**DATASET RECORDS:**

◇ ◇ ◇ ◇ ◇

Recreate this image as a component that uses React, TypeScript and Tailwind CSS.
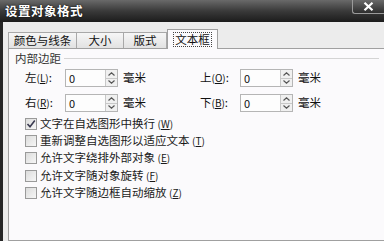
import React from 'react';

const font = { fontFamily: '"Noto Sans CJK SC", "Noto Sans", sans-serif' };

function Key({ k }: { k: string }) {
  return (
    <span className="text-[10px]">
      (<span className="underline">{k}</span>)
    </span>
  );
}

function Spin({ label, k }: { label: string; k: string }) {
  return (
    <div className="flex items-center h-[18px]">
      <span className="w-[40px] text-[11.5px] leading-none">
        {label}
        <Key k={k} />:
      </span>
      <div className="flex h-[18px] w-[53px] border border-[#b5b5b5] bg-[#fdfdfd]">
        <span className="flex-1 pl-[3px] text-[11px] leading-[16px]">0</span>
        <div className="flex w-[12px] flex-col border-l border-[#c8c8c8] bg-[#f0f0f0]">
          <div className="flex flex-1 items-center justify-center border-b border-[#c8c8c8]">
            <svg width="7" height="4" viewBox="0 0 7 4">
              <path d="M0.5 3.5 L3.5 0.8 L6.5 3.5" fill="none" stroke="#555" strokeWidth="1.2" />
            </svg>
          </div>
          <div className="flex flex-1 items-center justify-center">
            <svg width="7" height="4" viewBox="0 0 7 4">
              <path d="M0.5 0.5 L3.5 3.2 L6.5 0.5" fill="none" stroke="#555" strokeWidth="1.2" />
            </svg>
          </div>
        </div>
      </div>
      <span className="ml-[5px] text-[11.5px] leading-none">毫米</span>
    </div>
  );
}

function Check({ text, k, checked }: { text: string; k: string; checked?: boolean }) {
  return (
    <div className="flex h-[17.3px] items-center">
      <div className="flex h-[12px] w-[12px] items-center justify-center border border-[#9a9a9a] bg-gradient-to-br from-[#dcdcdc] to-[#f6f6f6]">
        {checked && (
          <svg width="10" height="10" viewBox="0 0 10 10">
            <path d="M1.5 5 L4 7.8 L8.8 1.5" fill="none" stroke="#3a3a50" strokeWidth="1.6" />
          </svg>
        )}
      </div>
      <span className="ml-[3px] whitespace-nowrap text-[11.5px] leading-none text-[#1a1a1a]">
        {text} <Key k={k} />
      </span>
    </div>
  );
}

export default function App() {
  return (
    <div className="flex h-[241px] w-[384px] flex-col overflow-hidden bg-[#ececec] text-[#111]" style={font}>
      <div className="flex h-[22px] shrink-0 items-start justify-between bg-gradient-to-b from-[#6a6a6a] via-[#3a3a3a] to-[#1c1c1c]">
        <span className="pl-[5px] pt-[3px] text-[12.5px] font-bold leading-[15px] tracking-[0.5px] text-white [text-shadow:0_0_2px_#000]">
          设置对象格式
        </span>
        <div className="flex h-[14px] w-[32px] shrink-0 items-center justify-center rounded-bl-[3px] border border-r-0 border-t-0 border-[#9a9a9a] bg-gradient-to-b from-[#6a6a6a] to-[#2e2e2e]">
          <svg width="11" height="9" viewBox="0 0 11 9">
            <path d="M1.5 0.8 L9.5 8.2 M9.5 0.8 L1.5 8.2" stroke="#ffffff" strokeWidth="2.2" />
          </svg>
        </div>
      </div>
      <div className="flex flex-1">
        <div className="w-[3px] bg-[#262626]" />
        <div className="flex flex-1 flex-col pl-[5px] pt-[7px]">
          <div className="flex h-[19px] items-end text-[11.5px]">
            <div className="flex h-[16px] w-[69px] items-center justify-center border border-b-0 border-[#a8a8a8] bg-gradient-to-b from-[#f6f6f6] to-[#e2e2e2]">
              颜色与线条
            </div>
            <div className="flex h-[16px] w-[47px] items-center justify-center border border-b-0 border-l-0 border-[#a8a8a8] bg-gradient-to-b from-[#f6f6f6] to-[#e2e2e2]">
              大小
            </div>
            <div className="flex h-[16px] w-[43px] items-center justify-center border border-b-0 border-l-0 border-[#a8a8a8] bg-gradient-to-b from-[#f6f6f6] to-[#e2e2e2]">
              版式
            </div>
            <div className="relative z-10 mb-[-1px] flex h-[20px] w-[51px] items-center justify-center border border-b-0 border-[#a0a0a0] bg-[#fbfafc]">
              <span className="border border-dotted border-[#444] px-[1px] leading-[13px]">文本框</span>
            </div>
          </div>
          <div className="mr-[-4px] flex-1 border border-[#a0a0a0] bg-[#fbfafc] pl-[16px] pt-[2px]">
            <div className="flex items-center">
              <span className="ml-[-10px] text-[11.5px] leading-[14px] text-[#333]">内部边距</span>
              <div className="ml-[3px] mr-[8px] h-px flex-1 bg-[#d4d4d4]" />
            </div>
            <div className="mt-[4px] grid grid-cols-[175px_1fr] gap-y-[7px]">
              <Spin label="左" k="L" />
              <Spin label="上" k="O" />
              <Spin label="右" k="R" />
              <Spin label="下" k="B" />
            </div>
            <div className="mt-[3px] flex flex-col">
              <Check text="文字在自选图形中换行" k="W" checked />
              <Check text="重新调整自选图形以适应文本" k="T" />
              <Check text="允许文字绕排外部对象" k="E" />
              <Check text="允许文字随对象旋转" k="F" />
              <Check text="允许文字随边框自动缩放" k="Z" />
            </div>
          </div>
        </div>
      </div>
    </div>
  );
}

◇ ◇ ◇ ◇ ◇

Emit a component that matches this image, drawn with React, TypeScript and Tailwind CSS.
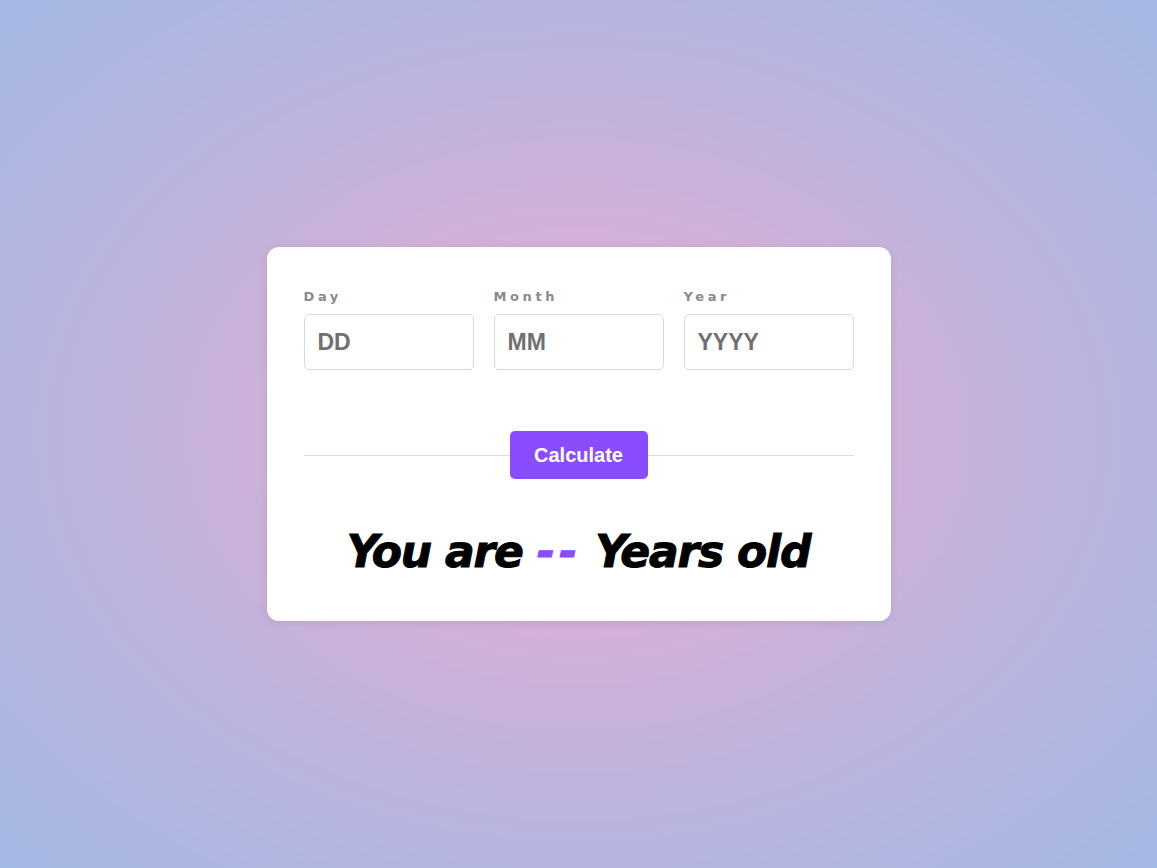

◇ ◇ ◇ ◇ ◇

**REQUIRED WORK:**
Pick out every line above that holds the word "this" and copy it.

**EXPECTED ANSWER:**
Recreate this image as a component that uses React, TypeScript and Tailwind CSS.
Emit a component that matches this image, drawn with React, TypeScript and Tailwind CSS.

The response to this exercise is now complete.